AIM: Return each line of the listing below, unchanged, and omit the images.

DATA LINES:
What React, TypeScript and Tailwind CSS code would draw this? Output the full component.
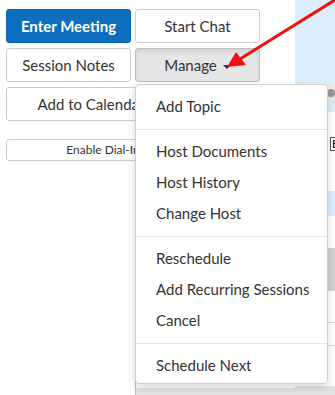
const menuGroups = [
  ["Add Topic"],
  ["Host Documents", "Host History", "Change Host"],
  ["Reschedule", "Add Recurring Sessions", "Cancel"],
  ["Schedule Next"],
];

const btn =
  "h-[34px] rounded-[3px] border border-[#cccccc] bg-white text-[15px] text-[#333333] flex items-center justify-center";

export default function App() {
  return (
    <div className="relative w-[335px] h-[395px] overflow-hidden bg-white font-['Lato','Open_Sans',sans-serif]">
      <div className="flex h-full">
        {/* left: action buttons */}
        <div className="w-[295px] shrink-0 flex flex-col">
          <div className="pl-[6px] pt-[9px] flex flex-col gap-[5px]">
            <div className="flex gap-[4px]">
              <button className="w-[125px] h-[34px] rounded-[3px] border border-[#0a64ad] bg-[#0c6ebd] text-[15px] font-bold text-white">
                Enter Meeting
              </button>
              <button className={`w-[125px] ${btn}`}>Start Chat</button>
            </div>
            <div className="flex gap-[4px]">
              <button className={`w-[125px] ${btn}`}>Session Notes</button>
              <button className="w-[125px] h-[34px] rounded-[3px] border border-[#bdbdbd] bg-[#e6e6e6] shadow-[inset_0_3px_5px_rgba(0,0,0,0.08)] text-[15px] text-[#333333] flex items-center justify-center gap-[6px]">
                Manage
                <span className="w-0 h-0 border-l-[4px] border-r-[4px] border-t-[4px] border-l-transparent border-r-transparent border-t-[#333333] mt-[3px]" />
              </button>
            </div>
            <button className={`w-[170px] ${btn}`}>Add to Calendar</button>
          </div>
          <div className="pl-[6px] mt-[15px]">
            <button className="w-[194px] h-[22px] rounded-[3px] border border-[#cccccc] bg-white text-[12px] text-[#333333]">
              Enable Dial-In
            </button>
          </div>
          <div className="ml-[135px] mt-[79px] flex-1 border-l border-t border-[#bdbdbd]">
            <div className="h-[147px]" />
            <div className="h-full bg-[#e4e4e4]" />
          </div>
        </div>

        {/* right: panel behind the menu */}
        <div className="flex-1 flex flex-col">
          <div className="h-[86px] bg-[#ddeefb]" />
          <div className="h-[14px] bg-[#e9e9e9] flex items-center pl-[32px]">
            <span className="w-[8px] h-[8px] rounded-full bg-[#9a9a9a]" />
          </div>
          <div className="h-[12px] bg-[#ddeefb]" />
          <div className="h-[25px]" />
          <div className="h-[14px] ml-[35px] border border-[#555555] text-[11px] leading-[12px] pl-[1px]">E</div>
          <div className="h-[40px]" />
          <div className="h-[25px] bg-[#ddeefb]" />
          <div className="h-[32px]" />
          <div className="h-[43px] bg-[#d2d2d2]" />
          <div className="h-[32px] border-b border-[#d6d6d6]" />
          <div className="h-[23px] border-b border-[#d6d6d6]" />
          <div className="h-[40px]" />
          <div className="flex-1 bg-[#e4e4e4]" />
        </div>
      </div>

      {/* dropdown menu */}
      <div className="absolute left-[135px] top-[84px] w-[193px] rounded-[4px] border border-[#cfcfcf] bg-white pt-[6px] pb-[2px] shadow-[0_4px_10px_rgba(0,0,0,0.15)]">
        {menuGroups.map((group, gi) => (
          <div key={gi}>
            {gi > 0 && <div className="mt-[7px] mb-[6px] h-px bg-[#e5e5e5]" />}
            {group.map((item) => (
              <div
                key={item}
                className="h-[31px] pl-[20px] flex items-center text-[15px] text-[#333333] whitespace-nowrap"
              >
                {item}
              </div>
            ))}
          </div>
        ))}
      </div>

      {/* red annotation arrow */}
      <svg className="absolute left-0 top-0" width="335" height="395" viewBox="0 0 335 395">
        <line x1="338" y1="-2" x2="240" y2="59" stroke="#ee1111" strokeWidth="3" strokeLinecap="round" />
        <polygon points="227,67 236,52 246,65" fill="#ee1111" />
      </svg>
    </div>
  );
}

ANSWER TO THIS EXERCISE:
What React, TypeScript and Tailwind CSS code would draw this? Output the full component.
const menuGroups = [
  ["Add Topic"],
  ["Host Documents", "Host History", "Change Host"],
  ["Reschedule", "Add Recurring Sessions", "Cancel"],
  ["Schedule Next"],
];

const btn =
  "h-[34px] rounded-[3px] border border-[#cccccc] bg-white text-[15px] text-[#333333] flex items-center justify-center";

export default function App() {
  return (
    <div className="relative w-[335px] h-[395px] overflow-hidden bg-white font-['Lato','Open_Sans',sans-serif]">
      <div className="flex h-full">
        {/* left: action buttons */}
        <div className="w-[295px] shrink-0 flex flex-col">
          <div className="pl-[6px] pt-[9px] flex flex-col gap-[5px]">
            <div className="flex gap-[4px]">
              <button className="w-[125px] h-[34px] rounded-[3px] border border-[#0a64ad] bg-[#0c6ebd] text-[15px] font-bold text-white">
                Enter Meeting
              </button>
              <button className={`w-[125px] ${btn}`}>Start Chat</button>
            </div>
            <div className="flex gap-[4px]">
              <button className={`w-[125px] ${btn}`}>Session Notes</button>
              <button className="w-[125px] h-[34px] rounded-[3px] border border-[#bdbdbd] bg-[#e6e6e6] shadow-[inset_0_3px_5px_rgba(0,0,0,0.08)] text-[15px] text-[#333333] flex items-center justify-center gap-[6px]">
                Manage
                <span className="w-0 h-0 border-l-[4px] border-r-[4px] border-t-[4px] border-l-transparent border-r-transparent border-t-[#333333] mt-[3px]" />
              </button>
            </div>
            <button className={`w-[170px] ${btn}`}>Add to Calendar</button>
          </div>
          <div className="pl-[6px] mt-[15px]">
            <button className="w-[194px] h-[22px] rounded-[3px] border border-[#cccccc] bg-white text-[12px] text-[#333333]">
              Enable Dial-In
            </button>
          </div>
          <div className="ml-[135px] mt-[79px] flex-1 border-l border-t border-[#bdbdbd]">
            <div className="h-[147px]" />
            <div className="h-full bg-[#e4e4e4]" />
          </div>
        </div>

        {/* right: panel behind the menu */}
        <div className="flex-1 flex flex-col">
          <div className="h-[86px] bg-[#ddeefb]" />
          <div className="h-[14px] bg-[#e9e9e9] flex items-center pl-[32px]">
            <span className="w-[8px] h-[8px] rounded-full bg-[#9a9a9a]" />
          </div>
          <div className="h-[12px] bg-[#ddeefb]" />
          <div className="h-[25px]" />
          <div className="h-[14px] ml-[35px] border border-[#555555] text-[11px] leading-[12px] pl-[1px]">E</div>
          <div className="h-[40px]" />
          <div className="h-[25px] bg-[#ddeefb]" />
          <div className="h-[32px]" />
          <div className="h-[43px] bg-[#d2d2d2]" />
          <div className="h-[32px] border-b border-[#d6d6d6]" />
          <div className="h-[23px] border-b border-[#d6d6d6]" />
          <div className="h-[40px]" />
          <div className="flex-1 bg-[#e4e4e4]" />
        </div>
      </div>

      {/* dropdown menu */}
      <div className="absolute left-[135px] top-[84px] w-[193px] rounded-[4px] border border-[#cfcfcf] bg-white pt-[6px] pb-[2px] shadow-[0_4px_10px_rgba(0,0,0,0.15)]">
        {menuGroups.map((group, gi) => (
          <div key={gi}>
            {gi > 0 && <div className="mt-[7px] mb-[6px] h-px bg-[#e5e5e5]" />}
            {group.map((item) => (
              <div
                key={item}
                className="h-[31px] pl-[20px] flex items-center text-[15px] text-[#333333] whitespace-nowrap"
              >
                {item}
              </div>
            ))}
          </div>
        ))}
      </div>

      {/* red annotation arrow */}
      <svg className="absolute left-0 top-0" width="335" height="395" viewBox="0 0 335 395">
        <line x1="338" y1="-2" x2="240" y2="59" stroke="#ee1111" strokeWidth="3" strokeLinecap="round" />
        <polygon points="227,67 236,52 246,65" fill="#ee1111" />
      </svg>
    </div>
  );
}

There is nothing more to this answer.